Policy Brief: How Urban Planning Caused the Housing Crisis
This Policy Brief by Wendell Cox, Senior Fellow of the Center for Opportunity Urbanism responds to The Economist cover story on home ownership as a key factor in the housing crisis.
An excerpt is below, with a link to download the full report.
The January 16, 2020 cover story in The Economist magazine trumpeted “The West’s biggest economic policy mistake: It’s obsession with homeownership undermines growth, fairness and public faith in capitalism. “The Economist explains:
“The soaring cost of housing has created gaping inequalities and inflamed both generational and geographical divides. In 1990 a generation of baby-boomers, with a median age of 35, owned a third of America’s real estate by value. In 2019 a similarly sized cohort of millennials, aged 31, owned just 4%.”

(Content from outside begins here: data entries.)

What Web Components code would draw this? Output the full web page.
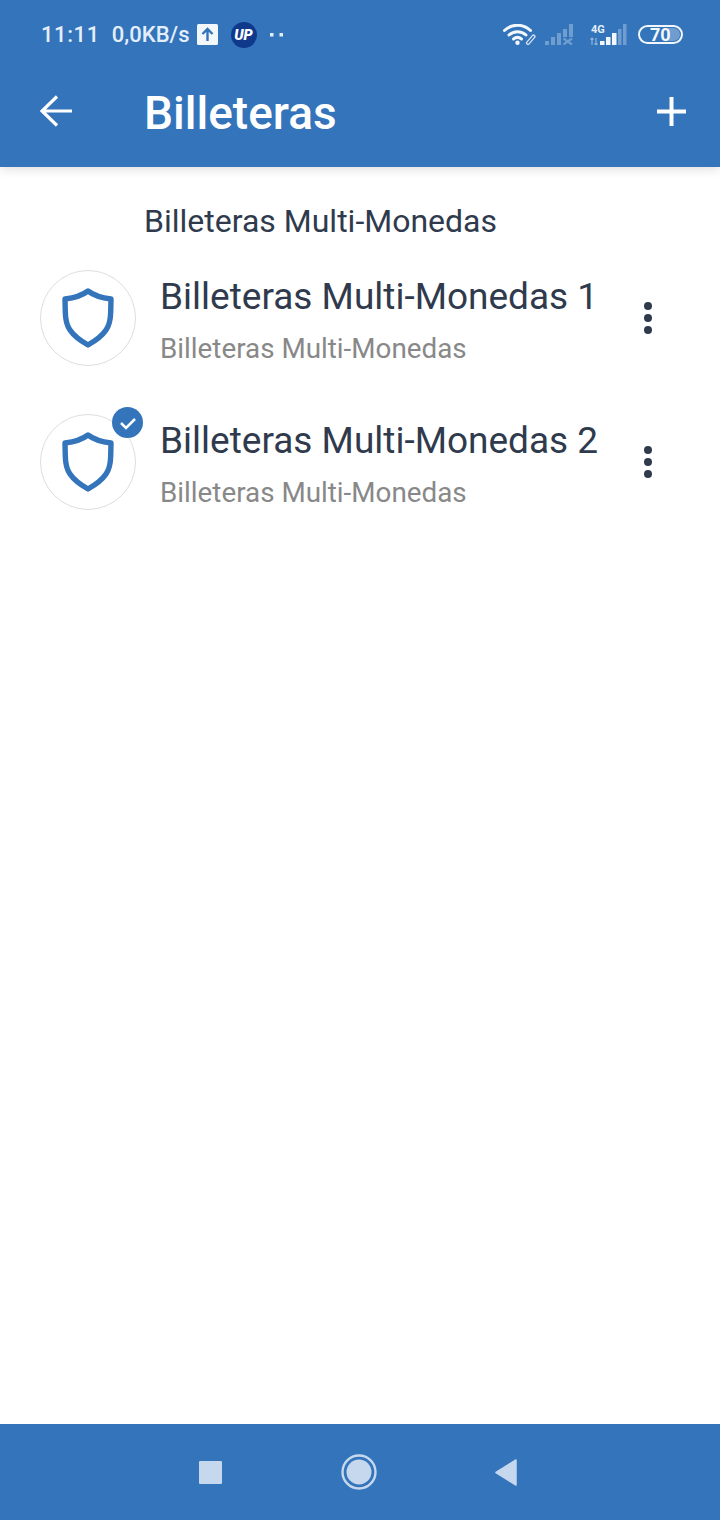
<!DOCTYPE html>
<html>
<head>
<meta charset="utf-8">
<style>
  html, body { margin: 0; height: 100%; }
  body { font-family: Roboto, "Noto Sans", sans-serif; background: #fff; }
</style>
</head>
<body>
<wallet-app></wallet-app>

<template id="status-bar-tpl">
  <style>
    :host { display: flex; align-items: center; height: 68px; padding: 1px 37px 0 41px; box-sizing: border-box; color: #e3eefa; }
    .left, .right { display: flex; align-items: center; }
    .right { margin-left: auto; }
    .time { font-size: 22px; font-weight: 500; letter-spacing: 0.6px; }
    .speed { font-size: 22px; font-weight: 500; margin-left: 12px; }
    svg { display: block; }
    .up { margin-left: 8px; }
    .logo { margin-left: 13px; }
    .dots { margin-left: 13px; }
    .sig-off { margin-left: 9px; }
    .sig-on { margin-left: 17px; }
    .batt { margin-left: 11px; }
  </style>
  <div class="left">
    <span class="time">11:11</span>
    <span class="speed">0,0KB/s</span>
    <svg class="up" width="21" height="21" viewBox="0 0 21 21"><rect width="21" height="21" rx="1.5" fill="#f2f7fc"/><path d="M10.5 17V5.500M5.500 10l5-5 5 5" fill="none" stroke="#3474ba" stroke-width="2.400"/></svg>
    <svg class="logo" width="26" height="26" viewBox="0 0 26 26"><circle cx="13" cy="13" r="13" fill="#0f3a8c"/><text x="12.500" y="18" text-anchor="middle" font-family="Roboto" font-size="14.500" font-weight="900" font-style="italic" fill="#fff">UP</text></svg>
    <svg class="dots" width="13" height="4" viewBox="0 0 13 4"><rect width="3.500" height="3.500" fill="#e3eefa"/><rect x="9.500" width="3.500" height="3.500" fill="#e3eefa"/></svg>
  </div>
  <div class="right">
    <!-- wifi arcs with the small link mark -->
    <svg width="33" height="21" viewBox="0 0 33 21" fill="none" stroke="#f2f7fc" stroke-linecap="round" stroke-width="3">
      <path d="M1.500 6.500C9-.5 20-.5 27.500 6.500"/><path d="M6 11c5-4.500 12-4.500 17 0"/><path d="M10.500 15c2.500-2 5.500-2 8 0"/>
      <circle cx="14.500" cy="18.800" r="2.200" fill="#f2f7fc" stroke="none"/>
      <path d="M25 19l5.500-6.500" stroke="#d5e3f3" stroke-width="4.200"/><path d="M25 19l5.500-6.500" stroke="#3474ba" stroke-width="1.600"/>
    </svg>
    <svg class="sig-off" width="28" height="21" viewBox="0 0 28 21" fill="#6f9dd0">
      <rect x="0" y="17" width="4" height="4"/><rect x="6" y="13" width="4" height="8"/><rect x="12" y="9" width="4" height="12"/><rect x="18" y="5" width="4" height="8"/><rect x="24" y="0" width="4" height="13"/>
      <path d="M18.500 14.500l8.500 6M27 14.500l-8.500 6" stroke="#6f9dd0" stroke-width="2.200" fill="none"/>
    </svg>
    <svg class="sig-on" width="37" height="21" viewBox="0 0 37 21">
      <text x="1" y="8.500" font-family="Roboto" font-size="11" font-weight="700" fill="#e3eefa">4G</text>
      <path d="M2 21v-7M0.500 15.500L2 14l1.500 1.500M6 14v7M4.500 19.500L6 21l1.500-1.500" stroke="#8fb5dc" stroke-width="1.200" fill="none"/>
      <rect x="10" y="17" width="4.500" height="4" fill="#f2f7fc"/><rect x="16" y="13" width="4.500" height="8" fill="#f2f7fc"/><rect x="22" y="9" width="4.500" height="12" fill="#f2f7fc"/><rect x="28" y="5" width="3.500" height="16" fill="#6f9dd0"/><rect x="33" y="0" width="3.500" height="21" fill="#6f9dd0"/>
    </svg>
    <div class="batt"><battery-pill level="70"></battery-pill></div>
  </div>
</template>

<template id="battery-pill-tpl">
  <style>
    :host { display: block; }
    .pill { position: relative; width: 41px; height: 15px; border: 2.500px solid #f2f7fc; border-radius: 11px; display: flex; align-items: center; font-size: 18px; font-weight: 700; color: #f2f7fc; line-height: 15px; }
    .rest { position: absolute; right: 1px; top: 1px; bottom: 1px; width: 12px; background: #6f9dd0; border-radius: 0 7px 7px 0; }
    span { position: relative; margin-left: 10px; }
  </style>
  <div class="pill"><div class="rest"></div><span></span></div>
</template>

<template id="app-toolbar-tpl">
  <style>
    :host { display: flex; align-items: center; height: 99px; padding: 0 34px 0 40px; box-sizing: border-box; color: #fff; }
    svg { display: block; }
    h1 { margin: 0 0 10px 72px; font-size: 46px; font-weight: 500; line-height: 50px; flex: 1; }
    .back, .add { margin-bottom: 13px; }
  </style>
  <svg class="back" width="32" height="32" viewBox="0 0 32 32" fill="none" stroke="#fff" stroke-width="3.200"><path d="M32 16H3M17 1.500L2 16l15 14.500"/></svg>
  <h1><slot></slot></h1>
  <svg class="add" width="29" height="29" viewBox="0 0 29 29" fill="none" stroke="#fff" stroke-width="4"><path d="M14.500 0v29M0 14.500h29"/></svg>
</template>

<template id="wallet-row-tpl">
  <style>
    :host { display: flex; align-items: center; height: 144px; padding: 0 0 0 40px; box-sizing: border-box; }
    .avatar { position: relative; width: 96px; height: 96px; flex: none; box-sizing: border-box; border: 1px solid #dedede; border-radius: 50%; display: flex; align-items: center; justify-content: center; }
    .badge { position: absolute; top: -8px; right: -8px; width: 31px; height: 31px; border-radius: 50%; background: #3474ba; display: none; align-items: center; justify-content: center; }
    :host([selected]) .badge { display: flex; }
    .text { margin-left: 25px; flex: 1; margin-top: 4px; }
    .name { font-size: 37px; line-height: 44px; color: #2f3a4d; white-space: nowrap; margin-left: -1px; }
    .sub { font-size: 27.800px; line-height: 32px; color: #888; margin-top: 14px; white-space: nowrap; margin-left: -1px; }
    .more { display: flex; flex-direction: column; gap: 4px; margin-right: 68px; }
    .more i { width: 8px; height: 8px; border-radius: 50%; background: #2f3a4d; display: block; }
    svg { display: block; }
  </style>
  <div class="avatar">
    <svg width="52" height="60" viewBox="0 0 52 60" fill="none" stroke="#3474ba" stroke-width="5.400" stroke-linejoin="round"><path d="M26 3C20 7.500 12 10 3 11L3.300 24C3.500 32 5 38 8 42C12 48 19 53 26 57C33 53 40 48 44 42C47 38 48.500 32 48.700 24L49 11C40 10 32 7.500 26 3Z"/></svg>
    <div class="badge"><svg width="18" height="14" viewBox="0 0 18 14" fill="none" stroke="#fff" stroke-width="2.500"><path d="M2 7l5 5 9-9"/></svg></div>
  </div>
  <div class="text">
    <div class="name"><slot name="name"></slot></div>
    <div class="sub"><slot name="sub"></slot></div>
  </div>
  <div class="more"><i></i><i></i><i></i></div>
</template>

<template id="nav-bar-tpl">
  <style>
    :host { display: flex; align-items: center; height: 96px; background: #3474ba; padding-left: 199px; box-sizing: border-box; }
    svg { display: block; }
    .home { margin: 0 118px 0 119px; }
  </style>
  <svg width="23" height="23" viewBox="0 0 23 23"><rect width="23" height="23" rx="1" fill="#c5d8ed"/></svg>
  <svg class="home" width="36" height="36" viewBox="0 0 36 36"><circle cx="18" cy="18" r="16.500" fill="none" stroke="#c5d8ed" stroke-width="2.400"/><circle cx="18" cy="18" r="12.500" fill="#c5d8ed"/></svg>
  <svg width="22" height="27" viewBox="0 0 22 27"><path d="M21 1L1 13.500 21 26z" fill="#c5d8ed" stroke="#c5d8ed" stroke-linejoin="round" stroke-width="1.500"/></svg>
</template>

<template id="wallet-app-tpl">
  <style>
    :host { display: flex; flex-direction: column; height: 1520px; }
    header { background: #3474ba; position: relative; box-shadow: 0 2px 10px rgba(0,0,0,.14); }
    main { flex: 1; padding-top: 36px; }
    .section { margin: 0 0 7px 144px; font-size: 32px; line-height: 36px; color: #2f3a4d; }
  </style>
  <header>
    <status-bar></status-bar>
    <app-toolbar>Billeteras</app-toolbar>
  </header>
  <main>
    <div class="section">Billeteras Multi-Monedas</div>
    <wallet-row>
      <span slot="name">Billeteras Multi-Monedas 1</span>
      <span slot="sub">Billeteras Multi-Monedas</span>
    </wallet-row>
    <wallet-row selected>
      <span slot="name">Billeteras Multi-Monedas 2</span>
      <span slot="sub">Billeteras Multi-Monedas</span>
    </wallet-row>
  </main>
  <nav-bar></nav-bar>
</template>

<script>
  // every element here just stamps its template into an open shadow root
  function stamped(id) {
    return class extends HTMLElement {
      constructor() {
        super();
        this.attachShadow({ mode: "open" });
        const tpl = document.getElementById(id);
        this.shadowRoot.appendChild(tpl.content.cloneNode(true));
      }
    };
  }

  class BatteryPill extends stamped("battery-pill-tpl") {
    connectedCallback() {
      this.shadowRoot.querySelector("span").textContent = this.getAttribute("level");
    }
  }

  customElements.define("battery-pill", BatteryPill);
  customElements.define("status-bar", stamped("status-bar-tpl"));
  customElements.define("app-toolbar", stamped("app-toolbar-tpl"));
  customElements.define("wallet-row", stamped("wallet-row-tpl"));
  customElements.define("nav-bar", stamped("nav-bar-tpl"));
  customElements.define("wallet-app", stamped("wallet-app-tpl"));
</script>
</body>
</html>
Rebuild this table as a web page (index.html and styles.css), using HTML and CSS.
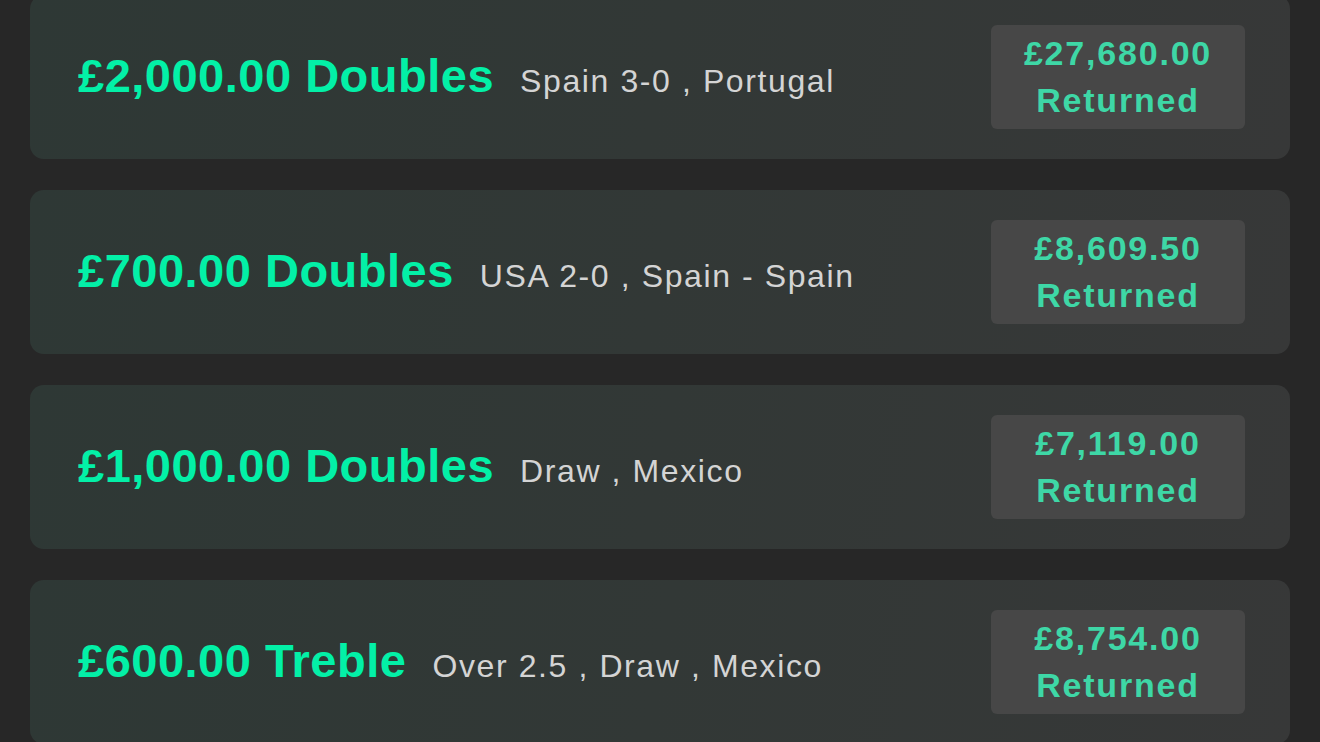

The Economist further notes that the rising wealth and income inequality identified by economist Thomas Piketty are explained by “growing returns on housing,” which Northwestern University economist Matthew Rognlie says are “almost entirely driven by housing.”
The Economist is not alone in this concern. In a recent report (Under Pressure: The Squeezed Middle-Class), the Organization for Economic Cooperation and Development (OECD) finds that the middle-class is under threat in many nations. OECD says of the middle-class that “there are now signs that this bedrock of our democracies and economic growth is not as stable as in the past.” The threat is indicated by the fact that costs of living are rising much faster than incomes. OECD places much of the blame on “house prices have been growing three times faster than household median income over the last two decades.”
The extent to which middle-class bedrock is being undermined is indicated by The Economist’s conclusion that “Young people’s view that housing is out of reach—unless you have rich parents—helps explain their drift towards “millennial socialism”.
These concerns are understandable. Unlike previous generations, younger people, do not believe their futures will be better than that of their parents, which Harvard economist Benjamin Friedman has shown is necessary for people to believe they can “get ahead.” In many markets they have little or no prospect of home ownership. Pointing to the demonstrated failures and hopelessness of socialism is of little solace to those most victimized by the middle-income economic crisis.